While writing the final chapters about the horrific events that had taken place leading to my courts-martial conviction, I suffered severe panic attacks, insomnia and other ailments, all the while I continued to provide advocacy support to other active duty officers who are still experiencing military work place abuse.

Yesterday I received an email from a retired Chief Warrant officer and he mentioned something that, as an African American female officer I was never properly prepared for;  the 3Rs, “rank/race/relationships”.   As I continued to climb the ladder of success I was coming closer and closer to the proverbial glass ceiling.

In my story I describe how on the afternoon of my promotion ceremony to Lt. Commander, in the summer of 2006, I was told by a senior white commander, “Welcome to the “Big Boys Club”, it’s no longer what you know “kiddo” it’s who you know!” 

Wow, I was either blind or stupid to think that I would be fully accepted as an equal, which is definitely an obstacle any minority serving in our military is bound to face.  Furthermore, regardless of the branch of service or a person’s race, gender or sexual orientation once you go against the grain of their creed you will be permanently oust!

 In the meantime, I would like to share an excerpt from one of my chapters titled, "Unequal Employment Opportunity"...

“In the Navy there exist a barbaric culture which consists of a Good ol’ Boys or big brother mentality and includes groups that are divided between the “haves and the have not’s.” Those who speak out against wrongful acts being committed by their superiors are targeted and unlawfully abused.  The victim will then undergo a character assassination and his career will be destroyed. Once a service member becomes targeted, the systematic processes which are supposed to be in place to provide a remedy against workplace abuse - are used as a means to simply gather incriminating information. The information is later used against the person, to further abuse them for challenging the system.

This secondary abuse comes from those who were not initially involved in the wrongful act, but instead, their role is to cover-up the actions of those who committed the wrongs.  The secondary abuse usually comes from the seniors of the abusive person and is sometimes the most heinous. As a result, those who were deemed unworthy, have an additional risk of being continuously abused without any avenues for relief.  Once a service member attempts to utilize the military’s policies and procedures which are governed by law, designed to uphold our equal employment rights, they will eventually learn that such policies are just mere proposals of justices that are never enforced. 

Those who are in power and have the ability to prevent unlawful treatment and workplace abuse against military veterans will profess in public to have: “honor, courage and commitment”.  Yet behind the military’s iron curtain, they secretly hide and band together to protect and cover-up their dirty secrets of corruption and human rights violations.  This problem has become so systemic it is detrimental to the oaths of office we take.  Because punishment is rarely taken against the abuser it sends a false message that workplace abuse is condoned all throughout our military.

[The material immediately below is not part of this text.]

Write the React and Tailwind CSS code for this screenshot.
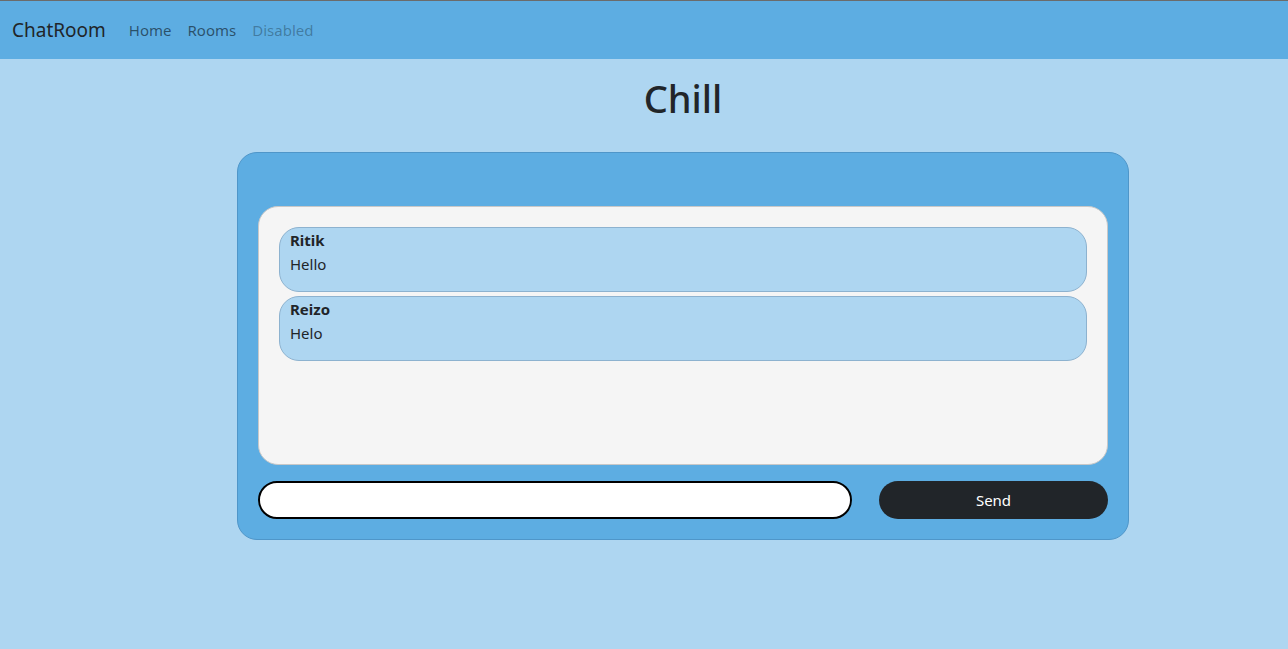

In President Johnson’s 1965 executive order, he laid out a policy for equal employment opportunities for all federal agencies.  It specified rules and penalties by stating: “The Secretary of Labor shall, in appropriate cases, notify the Equal Employment Opportunity Commission, the Department of Justice, or other appropriate Federal agencies whenever it has reason to believe that the practices of any such labor organization or agency violate Title VI or Title VII of the Civil Rights Act of 1964 or other provision of Federal law.”  

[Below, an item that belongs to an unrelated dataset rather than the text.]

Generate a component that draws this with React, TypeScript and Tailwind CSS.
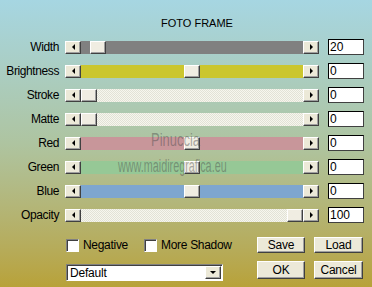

Unfortunately, the defense department’s equal opportunity policies currently mandate that a service member must first notify his immediate chain of command on all issues involving civil rights violations; this includes allegations of sexual harassment or sexual assault.  These policies are designed as a means to camouflage unlawful practices of racism and sexism, which still exist in the military.   Senior Pentagon officials are given the authority to establish its own rules and regulations which has become a strategically designed weapon system used to quarantine all evidence of civil rights violations.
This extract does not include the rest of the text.